CIA source is adamant that Pillar was not risk averse while at NIO: that when he ran the desk, he was aggressive, quick, demanding, tireless. “A fabulous officer,” is the quote, and this is admiration from an American hero who jumped into the darkness of the ummah and directed deadly fire while under fire, a man who made history that will remain a thousand years. Am not qualifying: When a hero tells you that Pillar is first-rate, then Pillar is first-rate. Critical is that Pillar is an analyst, not operations. Said to be straitlaced, stern, most conservative, and this probably means politically as well as professionally. Pillar is an Army vet, Vietnam era. Have not read his book, Terrorism and Foreign Policy, but am sending for it and will interview Pillar soon enough. Pillar now at Georgetown.

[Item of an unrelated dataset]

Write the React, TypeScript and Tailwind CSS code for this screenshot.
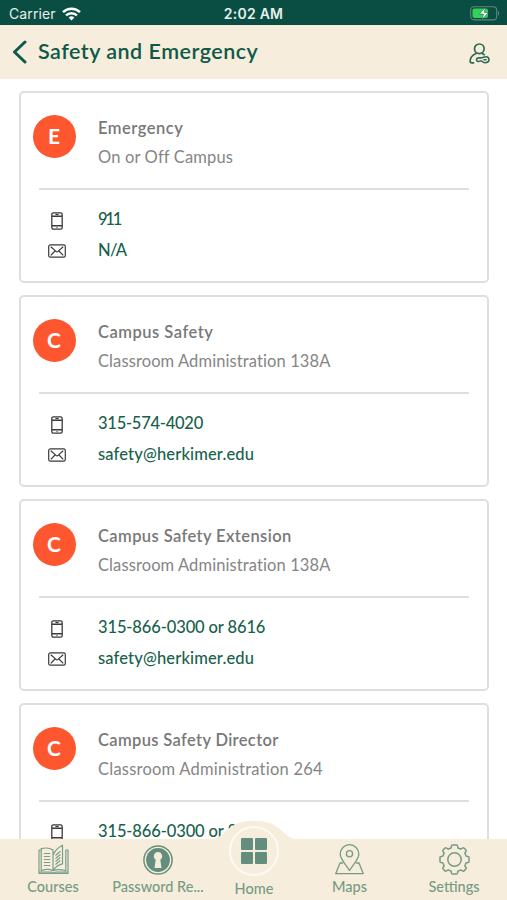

Source says that Pillar does not overstate and is a cautious opiner.
Puzzle how he responds to his face on the front page above fold of the decidedly thrashing-about, slab-sided, pet-whining Gore-Kerry-Clinton-Dean broadsheet of the WaPo. Puzzle if Pillar can control how he is used by men and women who have never jumped into darkness or directed men who are in darkness and need eyes.
Also, the intel war for Afghan, Iq, Syr, Ir, has many versions now being told. Pillar’s version fits some of the stories I hear. Something is profoundly disconnected between political apparatus and national security apparatus and war fighters. But then Pillar was an analyst at NIO Mideast during the moment in history that the ummah launched on New York. There was not and is not clarity on intel from ummah. All is shadows, a thousand years of shadows. War-fighting on the basis of probabilities of shadows’ being real WMD machines is a sleepless endeavor.
Smile at wit of me writing for Nation. Katrina V is a long time friend, same for her husband Steve Cohen: I know them to be patriots and passionate political thinkers. I have never won an argument with either of them. I keep trying.